LUXURY WEDDING & EVENTS: SUSTAINABILITY AND SOCIAL RESPONSIBILITY
In 2021 it’s fair to say that most luxury brands and event industry businesses know that they have to do much more and set higher standards when it comes to social responsibility and sustainability. It would make sense for the luxury market to be well placed to do that given that their marketing usually focuses around high quality and lasting value, however it is a little more difficult for live event and wedding businesses which cannot avoid an element of waste and short lived productions.
At Studio Sorores we have been reviewing and improving our mission statement with regard to social responsibility and sustainability for over five years now. We ensure we research and contract with suppliers who have impeccable standards and commitments themselves, trusting that they are transparent and confident in the way they work.
Increasingly though, I have felt that the wedding & event industry should be moving towards setting national/international standards and sharing best practices. Each and every one of us has a responsibility to assess, plan strategically, develop, monitor and even report our progress individually.
Luxury wedding brands in particular are usually created by entrepreneurs who have vision, passion and (hopefully!) integrity. I know that my own story from setting up my business 11 years ago has helped me drive things forward authentically and in line with my original values. That storytelling and commitment to a more sustainable and responsible path while delivering at the highest level for my clients has hugely helped.
I have written before about what “luxury” really means, and I think that is a hugely important element here. For me luxury has always meant artistry, exceptional service, skilled and talented staff or suppliers, quality and use of exceptional materials and ingredients. In so many ways the weddings, events and parties I create represent the opposite of mass market, low cost, throw away consumerism. And yet I often see agencies and planners producing high waste events with very little display of how this is offset or reduced in impact. You’ll see “luxury” wedding planners using the hashtag #sustainableluxury whilst commissioning installations using large quantities of floral foam, flying guests in from all over the world and showcasing far too much disposable decor overall.
The truth is that with weddings and live events it is impossible to be perfect given the nature of our work, but we can and should be doing so much more. The luxury end of the market is much better placed to invest and take on costs of research, development, and innovation.

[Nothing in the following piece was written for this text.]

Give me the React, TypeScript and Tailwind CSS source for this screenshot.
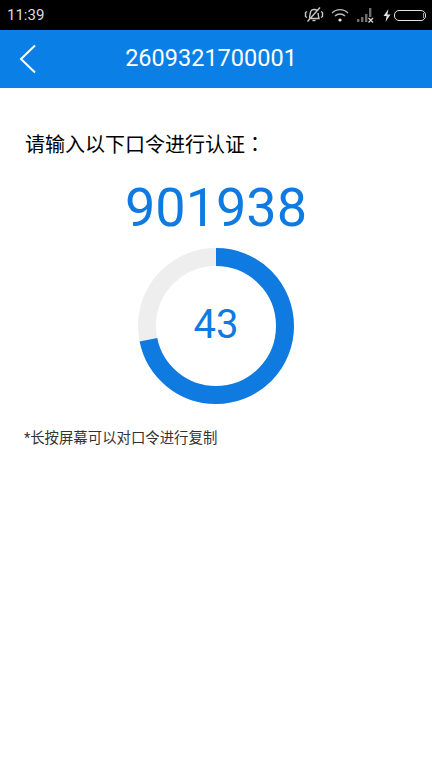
const R = 69;
const C = 2 * Math.PI * R;
const FONT = "font-['Roboto','Noto_Sans_CJK_SC',sans-serif]";

function StatusIcons() {
  return (
    <div className="flex items-center">
      <svg width="20" height="18" viewBox="0 0 20 18" className="mr-[7px]" fill="none" stroke="#c8c8c8" strokeWidth="1.4">
        <path d="M3 5.5 L1.5 6.5 V10.5 L3 11.5" />
        <path d="M17 5.5 L18.5 6.5 V10.5 L17 11.5" />
        <path d="M5.5 12.5 C6 9 6 7 7 5 C8 3 12 3 13 4.5" />
        <path d="M14 7 C14.3 9 14.5 11 15 12.5 H7" />
        <path d="M8.5 14.5 H11.5" />
        <path d="M3.5 15.5 L16 1.5" />
      </svg>
      <svg width="18" height="15" viewBox="0 0 18 15" className="mr-[8px]" fill="none" stroke="#bdbdbd" strokeWidth="1.4">
        <path d="M1 5 C5.5 0.5 12.5 0.5 17 5" />
        <path d="M4 8 C6.8 5.4 11.2 5.4 14 8" />
        <circle cx="9" cy="12" r="1.6" fill="#e8e8e8" stroke="none" />
      </svg>
      <svg width="18" height="16" viewBox="0 0 18 16" className="mr-[8px]" fill="#6e6e6e">
        <rect x="0" y="12" width="2.4" height="3" />
        <rect x="4" y="10" width="2.4" height="5" />
        <rect x="8" y="7" width="2.4" height="8" />
        <rect x="12" y="1" width="2.4" height="9" />
        <path d="M11.5 11 L16 15.5 M16 11 L11.5 15.5" stroke="#d8d8d8" strokeWidth="1.3" />
      </svg>
      <svg width="8" height="13" viewBox="0 0 8 13" className="mr-[3px]" fill="#e0e0e0">
        <path d="M5.5 0 L0.5 7 H3.6 L2.5 13 L7.5 5.6 H4.4 Z" />
      </svg>
      <div className="relative mr-[6px] h-[11px] w-[32px] rounded-[5px] border border-[#e4e4e4]">
        <div className="absolute right-[1px] top-[2px] h-[5px] w-[1px] bg-[#7dbb55]" />
      </div>
    </div>
  );
}

export default function App() {
  return (
    <div className={`flex h-[768px] w-[432px] flex-col overflow-hidden bg-white ${FONT}`}>
      <div className="flex h-[30px] items-center justify-between bg-black pl-[7px]">
        <span className="text-[15px] text-[#dcdcdc]">11:39</span>
        <StatusIcons />
      </div>

      <div className="flex h-[58px] items-center bg-[#0a7fe6]">
        <svg width="18" height="30" viewBox="0 0 18 30" className="ml-[19px]" fill="none" stroke="white" strokeWidth="2">
          <path d="M16 1.5 L2 15 L16 28.5" />
        </svg>
        <span className="ml-[84px] w-[180px] whitespace-nowrap text-center text-[23.5px] text-white">2609321700001</span>
      </div>

      <div className="mt-[42px] pl-[25px] text-[20px] leading-[28px] text-black">
        请输入以下口令进行认证<span className="font-['Noto_Sans_CJK_TC',sans-serif]">：</span>
      </div>

      <div className="mt-[17px] text-center text-[54px] leading-[64px] text-[#0f7be0]">901938</div>

      <div className="mt-[8px] flex justify-center">
        <div className="relative h-[156px] w-[156px]">
          <svg width="156" height="156" viewBox="0 0 156 156" className="-rotate-90">
            <circle cx="78" cy="78" r={R} fill="none" stroke="#eeeeee" strokeWidth="18" />
            <circle
              cx="78"
              cy="78"
              r={R}
              fill="none"
              stroke="#0f7be0"
              strokeWidth="18"
              strokeDasharray={`${C * (43 / 60)} ${C}`}
            />
          </svg>
          <div className="absolute inset-0 flex items-center justify-center pb-[2px] text-[40px] text-[#0f7be0]">43</div>
        </div>
      </div>

      <div className="mt-[24px] pl-[24px] text-[14.4px] leading-[22px] text-[#333333]">*长按屏幕可以对口令进行复制</div>
    </div>
  );
}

I am personally embarking on in depth research and exploring in paths forward for floral farming and distribution in the UK and internationally in partnership with the British Floristry Association. I have set up groups with those of my preferred suppliers who have insight and advice on best practices across the event supply chain - from food to furniture.
There are so many ways we can continue to try and safeguard natural resources and biodiversity by committing to reducing waste. We can be intentional about building modern and resilient supply chains that continue to provide desirable jobs, increase and educate individuals with wider skill sets, strengthening the voices of our staff and workers, and advocating for more marginalised or vulnerable groups. By doing this carefully and with consultation outside of our immediate circle, it will help ensure longevity and authenticity, and commitments well into the future.
Aside from the ethical and moral call to action, by doing more it will only serve to build up our reputations, ensure our brands are not out of touch, and possibly even enable us to explore new markets or discover new brands. In my experience there are very few cost savings when turning a focus to sustainable luxury events, but I hope that will change.
Whilst speaking out about this issue may expose my business to more scrutiny and accountability, I feel it’s unquestionably a positive thing. We need more leaders in the sector to inspire and encourage change. The best way is the honest way. Vulnerability will surely only be driven by questionable marketing and initiatives without integrity.
When it comes to sustainability, luxury brands have the potential to drive change, to educate clients, and to make positive steps forward collectively. We must do what we do best and showcase out creativity whilst maintaining transparency and authenticity. Be prepared to admit your failings, and proceed with a plan to make positive steps for change.
I don’t have all the answers, but I am asking the right questions and doing my utmost to lead by example. I will undoubtedly get things wrong over time too. Isn’t that the best place to start? With humility and honestly. As we approach a new year we should all be asking what more we can do.
The future of weddings and events relies on people, this is my public commitment to continuing to build strong collaborative relationships with our suppliers. We will always take time to fully understand the complexities of sourcing materials, food, flowers, equipment and decor. We already engage with other brands and industry experts to openly and proactively discuss how we can manage impact and work together in the most responsible way possible.
I am determined to play our part in helping to create a better and more equal world, to be honest and accountable, to better protect people and the planet. I will personally strive to create the most beautiful, incredible experiences whilst trying to reduce our impact on our environment and imposing more conscious values.
It’s as good a place to start as any, and I have a long way to go, but want to thank our clients and supporting businesses for joining me in this important commitment.